→ **INFORMATION SHOWN**
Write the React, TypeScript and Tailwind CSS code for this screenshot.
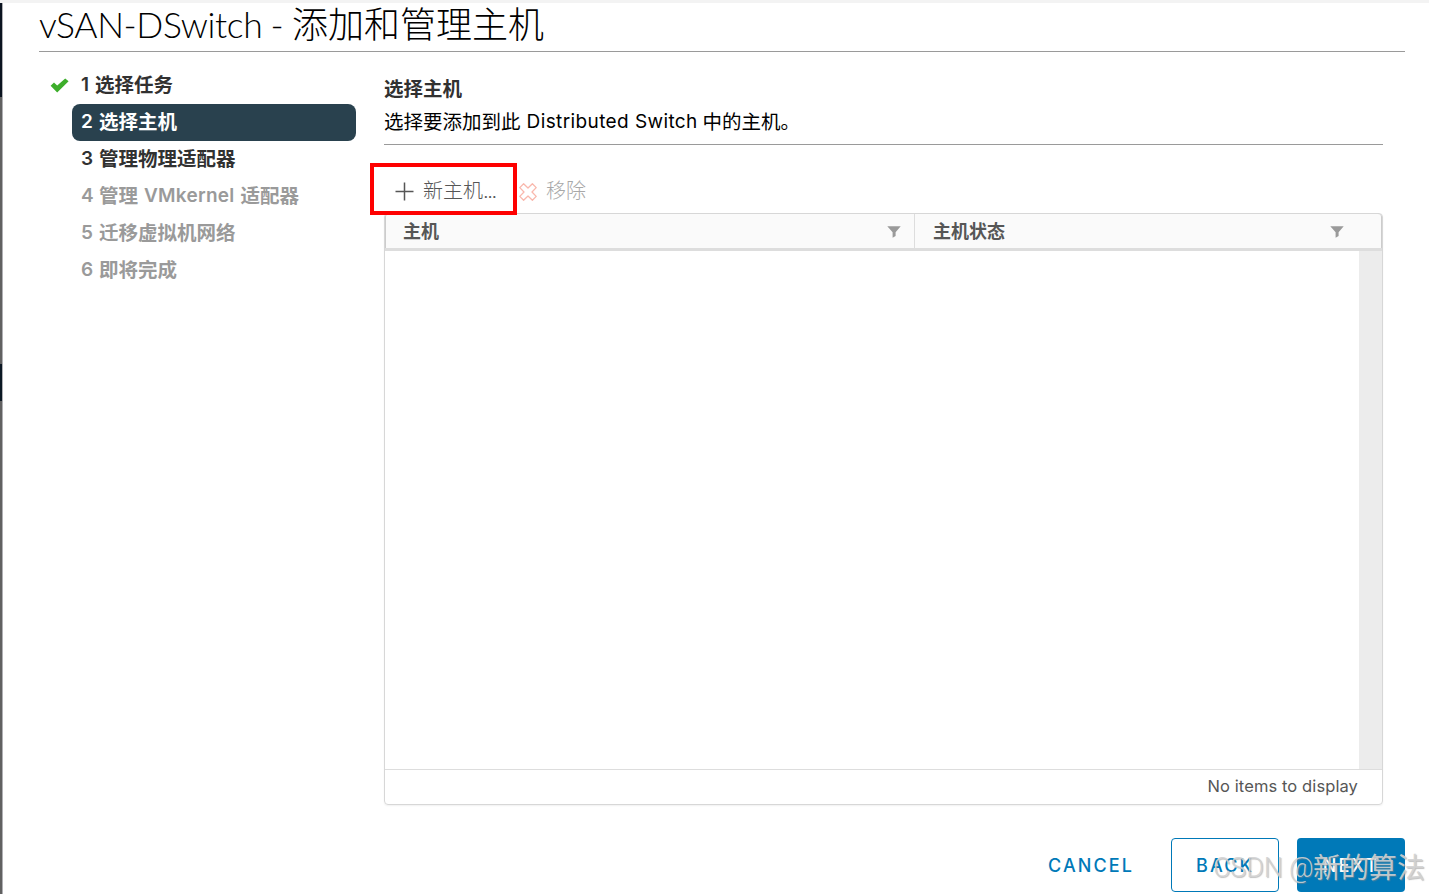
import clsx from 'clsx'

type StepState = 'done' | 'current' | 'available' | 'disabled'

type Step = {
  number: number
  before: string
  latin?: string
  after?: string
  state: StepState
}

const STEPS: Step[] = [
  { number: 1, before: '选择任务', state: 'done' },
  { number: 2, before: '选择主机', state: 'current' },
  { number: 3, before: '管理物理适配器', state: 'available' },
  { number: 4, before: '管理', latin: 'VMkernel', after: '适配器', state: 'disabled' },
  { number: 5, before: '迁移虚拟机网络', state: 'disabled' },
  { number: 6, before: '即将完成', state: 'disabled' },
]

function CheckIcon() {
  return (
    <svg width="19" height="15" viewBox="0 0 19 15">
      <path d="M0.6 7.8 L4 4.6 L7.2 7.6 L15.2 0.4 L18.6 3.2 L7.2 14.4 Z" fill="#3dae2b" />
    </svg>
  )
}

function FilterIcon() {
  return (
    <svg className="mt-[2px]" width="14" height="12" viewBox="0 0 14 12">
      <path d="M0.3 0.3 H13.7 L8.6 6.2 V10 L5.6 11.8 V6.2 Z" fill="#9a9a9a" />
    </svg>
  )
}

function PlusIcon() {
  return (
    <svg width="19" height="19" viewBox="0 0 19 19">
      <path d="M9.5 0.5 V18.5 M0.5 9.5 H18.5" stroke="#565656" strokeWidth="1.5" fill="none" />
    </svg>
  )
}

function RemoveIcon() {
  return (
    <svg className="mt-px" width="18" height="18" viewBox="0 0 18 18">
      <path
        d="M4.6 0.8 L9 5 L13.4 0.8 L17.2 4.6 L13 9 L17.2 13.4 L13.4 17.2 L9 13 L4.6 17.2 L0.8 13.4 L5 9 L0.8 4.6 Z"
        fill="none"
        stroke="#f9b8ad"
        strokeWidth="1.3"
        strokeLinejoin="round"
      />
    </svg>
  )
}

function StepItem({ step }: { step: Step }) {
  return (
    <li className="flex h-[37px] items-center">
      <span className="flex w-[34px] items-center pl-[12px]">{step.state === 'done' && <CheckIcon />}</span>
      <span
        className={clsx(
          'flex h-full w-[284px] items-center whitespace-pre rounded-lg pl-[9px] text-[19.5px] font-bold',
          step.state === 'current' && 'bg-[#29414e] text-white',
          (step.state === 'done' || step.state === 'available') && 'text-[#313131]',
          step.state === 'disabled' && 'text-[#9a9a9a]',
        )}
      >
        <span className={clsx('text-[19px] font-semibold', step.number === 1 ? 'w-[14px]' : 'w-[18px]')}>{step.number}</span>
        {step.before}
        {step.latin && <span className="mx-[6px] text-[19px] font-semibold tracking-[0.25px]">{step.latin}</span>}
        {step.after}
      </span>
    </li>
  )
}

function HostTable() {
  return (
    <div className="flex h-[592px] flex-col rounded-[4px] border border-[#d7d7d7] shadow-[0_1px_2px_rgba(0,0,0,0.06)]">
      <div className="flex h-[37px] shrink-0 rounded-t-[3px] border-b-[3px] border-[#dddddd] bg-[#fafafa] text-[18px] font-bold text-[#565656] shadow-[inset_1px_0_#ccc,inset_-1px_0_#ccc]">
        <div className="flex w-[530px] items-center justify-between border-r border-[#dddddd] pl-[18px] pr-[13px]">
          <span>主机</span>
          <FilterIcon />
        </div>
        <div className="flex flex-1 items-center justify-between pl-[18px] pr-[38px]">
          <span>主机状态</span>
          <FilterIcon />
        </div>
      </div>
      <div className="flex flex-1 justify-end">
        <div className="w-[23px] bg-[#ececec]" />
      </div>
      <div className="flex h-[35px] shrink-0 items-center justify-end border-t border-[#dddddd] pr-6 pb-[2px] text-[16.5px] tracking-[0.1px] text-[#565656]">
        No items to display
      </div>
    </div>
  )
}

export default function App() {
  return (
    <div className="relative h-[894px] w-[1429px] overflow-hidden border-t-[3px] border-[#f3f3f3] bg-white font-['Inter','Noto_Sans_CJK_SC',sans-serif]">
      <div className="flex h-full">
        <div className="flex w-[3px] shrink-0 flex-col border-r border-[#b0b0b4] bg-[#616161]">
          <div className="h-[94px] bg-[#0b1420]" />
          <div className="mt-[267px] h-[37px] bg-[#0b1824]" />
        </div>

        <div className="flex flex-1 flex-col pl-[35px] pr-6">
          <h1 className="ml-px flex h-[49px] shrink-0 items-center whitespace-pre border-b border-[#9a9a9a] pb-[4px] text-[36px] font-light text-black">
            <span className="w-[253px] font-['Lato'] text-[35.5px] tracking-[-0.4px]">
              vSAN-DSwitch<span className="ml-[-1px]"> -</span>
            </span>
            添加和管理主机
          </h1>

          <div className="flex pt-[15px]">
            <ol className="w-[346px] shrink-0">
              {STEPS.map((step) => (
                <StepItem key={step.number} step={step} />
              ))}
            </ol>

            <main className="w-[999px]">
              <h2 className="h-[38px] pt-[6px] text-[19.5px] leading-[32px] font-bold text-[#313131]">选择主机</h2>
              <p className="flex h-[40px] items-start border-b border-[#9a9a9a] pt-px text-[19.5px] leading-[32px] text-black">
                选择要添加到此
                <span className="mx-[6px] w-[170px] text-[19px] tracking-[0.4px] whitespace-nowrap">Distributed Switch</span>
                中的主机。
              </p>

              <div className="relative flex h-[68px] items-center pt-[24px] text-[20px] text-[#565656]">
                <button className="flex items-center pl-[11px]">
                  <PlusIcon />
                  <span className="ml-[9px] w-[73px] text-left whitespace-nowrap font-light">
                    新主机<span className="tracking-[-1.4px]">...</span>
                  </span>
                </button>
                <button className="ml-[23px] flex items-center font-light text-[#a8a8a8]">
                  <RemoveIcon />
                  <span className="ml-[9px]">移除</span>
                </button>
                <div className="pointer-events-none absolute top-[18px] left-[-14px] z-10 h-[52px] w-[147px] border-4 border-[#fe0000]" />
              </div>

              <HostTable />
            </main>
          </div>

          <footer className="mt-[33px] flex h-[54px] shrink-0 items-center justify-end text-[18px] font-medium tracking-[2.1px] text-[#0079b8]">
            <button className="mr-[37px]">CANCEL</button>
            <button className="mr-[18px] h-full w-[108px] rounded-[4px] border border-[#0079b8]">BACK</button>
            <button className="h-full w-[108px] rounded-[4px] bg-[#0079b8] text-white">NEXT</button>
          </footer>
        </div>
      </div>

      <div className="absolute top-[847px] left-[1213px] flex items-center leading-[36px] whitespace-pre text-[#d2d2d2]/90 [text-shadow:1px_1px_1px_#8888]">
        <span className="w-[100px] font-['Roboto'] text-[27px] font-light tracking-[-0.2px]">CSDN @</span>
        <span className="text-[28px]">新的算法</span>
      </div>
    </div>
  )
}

→ **THE TASK**
Make an exact copy of the whole listing, but don't bring over any pictures.

→ **RESULT OF THE EXERCISE**
Write the React, TypeScript and Tailwind CSS code for this screenshot.
import clsx from 'clsx'

type StepState = 'done' | 'current' | 'available' | 'disabled'

type Step = {
  number: number
  before: string
  latin?: string
  after?: string
  state: StepState
}

const STEPS: Step[] = [
  { number: 1, before: '选择任务', state: 'done' },
  { number: 2, before: '选择主机', state: 'current' },
  { number: 3, before: '管理物理适配器', state: 'available' },
  { number: 4, before: '管理', latin: 'VMkernel', after: '适配器', state: 'disabled' },
  { number: 5, before: '迁移虚拟机网络', state: 'disabled' },
  { number: 6, before: '即将完成', state: 'disabled' },
]

function CheckIcon() {
  return (
    <svg width="19" height="15" viewBox="0 0 19 15">
      <path d="M0.6 7.8 L4 4.6 L7.2 7.6 L15.2 0.4 L18.6 3.2 L7.2 14.4 Z" fill="#3dae2b" />
    </svg>
  )
}

function FilterIcon() {
  return (
    <svg className="mt-[2px]" width="14" height="12" viewBox="0 0 14 12">
      <path d="M0.3 0.3 H13.7 L8.6 6.2 V10 L5.6 11.8 V6.2 Z" fill="#9a9a9a" />
    </svg>
  )
}

function PlusIcon() {
  return (
    <svg width="19" height="19" viewBox="0 0 19 19">
      <path d="M9.5 0.5 V18.5 M0.5 9.5 H18.5" stroke="#565656" strokeWidth="1.5" fill="none" />
    </svg>
  )
}

function RemoveIcon() {
  return (
    <svg className="mt-px" width="18" height="18" viewBox="0 0 18 18">
      <path
        d="M4.6 0.8 L9 5 L13.4 0.8 L17.2 4.6 L13 9 L17.2 13.4 L13.4 17.2 L9 13 L4.6 17.2 L0.8 13.4 L5 9 L0.8 4.6 Z"
        fill="none"
        stroke="#f9b8ad"
        strokeWidth="1.3"
        strokeLinejoin="round"
      />
    </svg>
  )
}

function StepItem({ step }: { step: Step }) {
  return (
    <li className="flex h-[37px] items-center">
      <span className="flex w-[34px] items-center pl-[12px]">{step.state === 'done' && <CheckIcon />}</span>
      <span
        className={clsx(
          'flex h-full w-[284px] items-center whitespace-pre rounded-lg pl-[9px] text-[19.5px] font-bold',
          step.state === 'current' && 'bg-[#29414e] text-white',
          (step.state === 'done' || step.state === 'available') && 'text-[#313131]',
          step.state === 'disabled' && 'text-[#9a9a9a]',
        )}
      >
        <span className={clsx('text-[19px] font-semibold', step.number === 1 ? 'w-[14px]' : 'w-[18px]')}>{step.number}</span>
        {step.before}
        {step.latin && <span className="mx-[6px] text-[19px] font-semibold tracking-[0.25px]">{step.latin}</span>}
        {step.after}
      </span>
    </li>
  )
}

function HostTable() {
  return (
    <div className="flex h-[592px] flex-col rounded-[4px] border border-[#d7d7d7] shadow-[0_1px_2px_rgba(0,0,0,0.06)]">
      <div className="flex h-[37px] shrink-0 rounded-t-[3px] border-b-[3px] border-[#dddddd] bg-[#fafafa] text-[18px] font-bold text-[#565656] shadow-[inset_1px_0_#ccc,inset_-1px_0_#ccc]">
        <div className="flex w-[530px] items-center justify-between border-r border-[#dddddd] pl-[18px] pr-[13px]">
          <span>主机</span>
          <FilterIcon />
        </div>
        <div className="flex flex-1 items-center justify-between pl-[18px] pr-[38px]">
          <span>主机状态</span>
          <FilterIcon />
        </div>
      </div>
      <div className="flex flex-1 justify-end">
        <div className="w-[23px] bg-[#ececec]" />
      </div>
      <div className="flex h-[35px] shrink-0 items-center justify-end border-t border-[#dddddd] pr-6 pb-[2px] text-[16.5px] tracking-[0.1px] text-[#565656]">
        No items to display
      </div>
    </div>
  )
}

export default function App() {
  return (
    <div className="relative h-[894px] w-[1429px] overflow-hidden border-t-[3px] border-[#f3f3f3] bg-white font-['Inter','Noto_Sans_CJK_SC',sans-serif]">
      <div className="flex h-full">
        <div className="flex w-[3px] shrink-0 flex-col border-r border-[#b0b0b4] bg-[#616161]">
          <div className="h-[94px] bg-[#0b1420]" />
          <div className="mt-[267px] h-[37px] bg-[#0b1824]" />
        </div>

        <div className="flex flex-1 flex-col pl-[35px] pr-6">
          <h1 className="ml-px flex h-[49px] shrink-0 items-center whitespace-pre border-b border-[#9a9a9a] pb-[4px] text-[36px] font-light text-black">
            <span className="w-[253px] font-['Lato'] text-[35.5px] tracking-[-0.4px]">
              vSAN-DSwitch<span className="ml-[-1px]"> -</span>
            </span>
            添加和管理主机
          </h1>

          <div className="flex pt-[15px]">
            <ol className="w-[346px] shrink-0">
              {STEPS.map((step) => (
                <StepItem key={step.number} step={step} />
              ))}
            </ol>

            <main className="w-[999px]">
              <h2 className="h-[38px] pt-[6px] text-[19.5px] leading-[32px] font-bold text-[#313131]">选择主机</h2>
              <p className="flex h-[40px] items-start border-b border-[#9a9a9a] pt-px text-[19.5px] leading-[32px] text-black">
                选择要添加到此
                <span className="mx-[6px] w-[170px] text-[19px] tracking-[0.4px] whitespace-nowrap">Distributed Switch</span>
                中的主机。
              </p>

              <div className="relative flex h-[68px] items-center pt-[24px] text-[20px] text-[#565656]">
                <button className="flex items-center pl-[11px]">
                  <PlusIcon />
                  <span className="ml-[9px] w-[73px] text-left whitespace-nowrap font-light">
                    新主机<span className="tracking-[-1.4px]">...</span>
                  </span>
                </button>
                <button className="ml-[23px] flex items-center font-light text-[#a8a8a8]">
                  <RemoveIcon />
                  <span className="ml-[9px]">移除</span>
                </button>
                <div className="pointer-events-none absolute top-[18px] left-[-14px] z-10 h-[52px] w-[147px] border-4 border-[#fe0000]" />
              </div>

              <HostTable />
            </main>
          </div>

          <footer className="mt-[33px] flex h-[54px] shrink-0 items-center justify-end text-[18px] font-medium tracking-[2.1px] text-[#0079b8]">
            <button className="mr-[37px]">CANCEL</button>
            <button className="mr-[18px] h-full w-[108px] rounded-[4px] border border-[#0079b8]">BACK</button>
            <button className="h-full w-[108px] rounded-[4px] bg-[#0079b8] text-white">NEXT</button>
          </footer>
        </div>
      </div>

      <div className="absolute top-[847px] left-[1213px] flex items-center leading-[36px] whitespace-pre text-[#d2d2d2]/90 [text-shadow:1px_1px_1px_#8888]">
        <span className="w-[100px] font-['Roboto'] text-[27px] font-light tracking-[-0.2px]">CSDN @</span>
        <span className="text-[28px]">新的算法</span>
      </div>
    </div>
  )
}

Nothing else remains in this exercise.